A tal punto, che il Tribunale Amministrativo Regionale abruzzese condanna l’Amministrazione aquilana al risarcimento del danno subito dai bistrattati cittadini, oppure alla loro equiparazione agli altri eletti beneficiandoli d’un seppur minimo diritto d’edificazione assegnabile ai loro terreni non più vincolati per servizi pubblici o pubbliche attrezzature. In quanto, il vincolo precedente viene rimosso per dichiarata incostituzionalità, i terreni che lo sopportavano vengono denominati “aree bianche”, perché appartenenti a figli albini o canuti. Per anni o decenni, queste aree permangono né tinte né stinte nella planimetria di piano regolatore, non assumendo il colorito delle aree a bassa edificabilità o quello delle aree agricole e neppure riassumendo la tinta fosca delle arre vincolate, perché la reiterazione dei vincoli non è ammessa dalla Corte Costituzionale. Almeno, i proprietari venissero risarciti! Invece, i poveri cristi vengono consegnati dai ponziopilato (che non dispongono di quanto basta per ripagarli dei torti subiti) ad un commissario ad acta nominato dal T.A.R. stesso.

Tutto finirebbe bene se ci fosse un Programma Pluriennale di Attuazione del Piano Regolatore.

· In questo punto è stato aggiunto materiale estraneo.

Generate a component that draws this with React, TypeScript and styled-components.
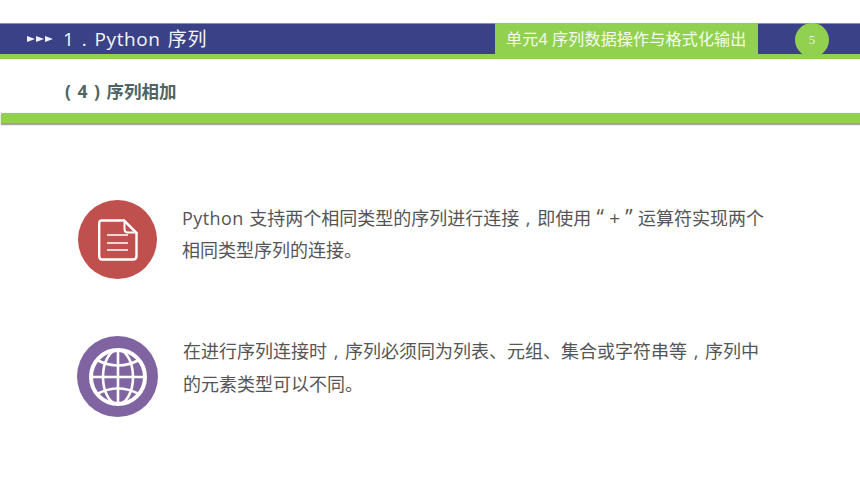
import styled, { createGlobalStyle } from "styled-components";

const GlobalStyle = createGlobalStyle`
  html, body {
    margin: 0;
    padding: 0;
    background: #ffffff;
    font-family: "Open Sans", "Noto Sans CJK SC", sans-serif;
  }
`;

const Slide = styled.div`
  width: 860px;
  height: 484px;
  padding-top: 23px;
  box-sizing: border-box;
  overflow: hidden;
`;

const NavBar = styled.div`
  height: 31px;
  display: flex;
  align-items: stretch;
  background: #3a4186;
  border-top: 1px solid #8a8fb5;
  box-sizing: border-box;
`;

const NavLeft = styled.div`
  width: 495px;
  display: flex;
  align-items: center;
  padding: 0 0 2px 27px;
  box-sizing: border-box;
  gap: 10px;
`;

const Arrows = styled.div`
  display: flex;
  gap: 1px;
  margin-top: 2px;
`;

const Arrow = styled.span`
  width: 0;
  height: 0;
  border-left: 8px solid #f2f2f8;
  border-top: 3.5px solid transparent;
  border-bottom: 3.5px solid transparent;
`;

const NavTitle = styled.div`
  color: #f4f5fa;
  font-size: 19px;
  letter-spacing: 0.6px;
  word-spacing: 1.7px;
  white-space: nowrap;
`;

const UnitTag = styled.div`
  width: 263px;
  background: #92d14f;
  color: #f7fcf0;
  font-size: 16px;
  letter-spacing: 0.2px;
  line-height: 33px;
  padding-left: 11px;
  box-sizing: border-box;
  white-space: nowrap;
  margin-top: -1px;
  height: 31px;
`;

const PageSlot = styled.div`
  flex: 1;
  position: relative;
`;

const PageBadge = styled.div`
  position: absolute;
  left: 37px;
  top: -1px;
  width: 34px;
  height: 34px;
  border-radius: 50%;
  background: #92d14f;
  color: #e6f3d6;
  font-family: "Liberation Serif", serif;
  font-size: 13px;
  display: flex;
  align-items: center;
  justify-content: center;
`;

const GreenStrip = styled.div`
  height: 5px;
  background: #92d14f;
`;

const SubHeader = styled.div`
  height: 54px;
  display: flex;
  align-items: center;
  padding: 8px 0 0 65px;
  box-sizing: border-box;
  color: #4f6464;
  font-size: 17.5px;
  font-weight: 700;
  word-spacing: 2px;
`;

const GreenBar = styled.div`
  height: 10px;
  margin-left: 1px;
  background: #92d14f;
  box-shadow: 0 2px 1px rgba(90, 90, 90, 0.55), 0 0 1px rgba(120, 120, 120, 0.25);
`;

const Content = styled.div`
  display: flex;
  flex-direction: column;
  padding: 77px 0 0 77px;
  gap: 57px;
`;

const Row = styled.div`
  display: flex;
  align-items: flex-start;
  gap: 25px;
`;

const IconCircle = styled.div<{ $color: string; $size: number; $shift: number }>`
  width: ${({ $size }) => $size}px;
  height: ${({ $size }) => $size}px;
  flex: none;
  border-radius: 50%;
  background: ${({ $color }) => $color};
  margin-left: ${({ $shift }) => $shift}px;
  display: flex;
  align-items: center;
  justify-content: center;
`;

const RowText = styled.p<{ $top: number; $leading: number }>`
  margin: ${({ $top }) => $top}px 0 0;
  width: 600px;
  color: #555555;
  font-size: 18px;
  line-height: ${({ $leading }) => $leading}px;
  white-space: nowrap;
`;

const Latin = styled.span`
  letter-spacing: 0.4px;
  word-spacing: 0.5px;
`;

// full-width punctuation sits centred in its cell in the original font
const Punct = styled.span`
  display: inline-block;
  width: 18px;
  text-align: center;
`;

const Quote = styled(Punct)`
  font-size: 21px;
  line-height: 1;
`;

const Plus = styled.span`
  font-size: 19px;
  line-height: 1;
`;

const DocIcon = () => (
  <svg width="40" height="42" viewBox="0 0 40 42" fill="none" stroke="#ffffff">
    <path
      d="M4 1.500 H26 L38.500 14 V37 Q38.500 40.500 35 40.500 H4 Q1.200 40.500 1.200 37 V4.500 Q1.200 1.500 4 1.500 Z"
      strokeWidth="2.400"
    />
    <path d="M26.500 2 V10 Q26.500 13.500 30 13.500 H38 Z" strokeWidth="2" />
    <path d="M9 16 H30 M9 24 H30 M9 31 H30" strokeWidth="1.600" />
  </svg>
);

const GlobeIcon = () => (
  <svg width="60" height="60" viewBox="0 0 60 60" fill="none" stroke="#ffffff">
    <circle cx="30" cy="30" r="27" strokeWidth="4" />
    <ellipse cx="30" cy="30" rx="15" ry="27" strokeWidth="2.600" />
    <path d="M30 3 V57 M3 30 H57" strokeWidth="2.600" />
    <path d="M9 13 Q30 24 51 13 M9 47 Q30 36 51 47" strokeWidth="2.600" />
  </svg>
);

export default function App() {
  return (
    <Slide>
      <GlobalStyle />
      <NavBar>
        <NavLeft>
          <Arrows>
            <Arrow />
            <Arrow />
            <Arrow />
          </Arrows>
          <NavTitle>1 . Python 序列</NavTitle>
        </NavLeft>
        <UnitTag>单元4 序列数据操作与格式化输出</UnitTag>
        <PageSlot>
          <PageBadge>5</PageBadge>
        </PageSlot>
      </NavBar>
      <GreenStrip />
      <SubHeader>( 4 ) 序列相加</SubHeader>
      <GreenBar />
      <Content>
        <Row>
          <IconCircle $color="#c0504d" $size={79} $shift={1}>
            <DocIcon />
          </IconCircle>
          <RowText $top={2} $leading={32}>
            <Latin>Python </Latin>支持两个相同类型的序列进行连接<Punct>,</Punct>即使用
            <Quote>“</Quote><Plus>+</Plus><Quote>”</Quote>运算符实现两个
            <br />
            相同类型序列的连接。
          </RowText>
        </Row>
        <Row>
          <IconCircle $color="#8064a2" $size={81} $shift={0}>
            <GlobeIcon />
          </IconCircle>
          <RowText $top={-1} $leading={33}>
            在进行序列连接时<Punct>,</Punct>序列必须同为列表、元组、集合或字符串等<Punct>,</Punct>序列中
            <br />
            的元素类型可以不同。
          </RowText>
        </Row>
      </Content>
    </Slide>
  );
}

Perché, nessun terreno sarebbe edificabile finché non inserito nel P.P.A. del P.R.G. vigente. Nello strumento urbanistico valido a tempo indeterminato ci sarebbero ancora terreni con potenziale diversa destinazione d’uso, ma quelli destinati all’edificazione ne acquisterebbero i benefici solo se inseriti nello strumento d’attuazione con validità triennale (massimo quinquennale) e solo dopo aver versato i contributi per l’urbanizzazione delle aree prescelte, ottenendo il “permesso di edificare” o la “concessione” che dir si voglia. Mentre, quelli vincolati a pubbliche attrezzature, se inseriti nello stesso P.P.A. avrebbero la certezza d’essere espropriati ed indennizzati entro tre o, al massimo, cinque anni. Evidentemente con le somme introitate nel P.P.A. che, appunto, equivale ad un “bilancio” di entrate e di uscite. Naturalmente, le Amministrazioni dovrebbero operare con virtuosità costruendo solo quanto è urbanizzabile ed inserire nel bilancio solo le entrate certe ed indispensabili e, contemporaneamente, ammettere in uscita soltanto le spese dovute ed inevitabili.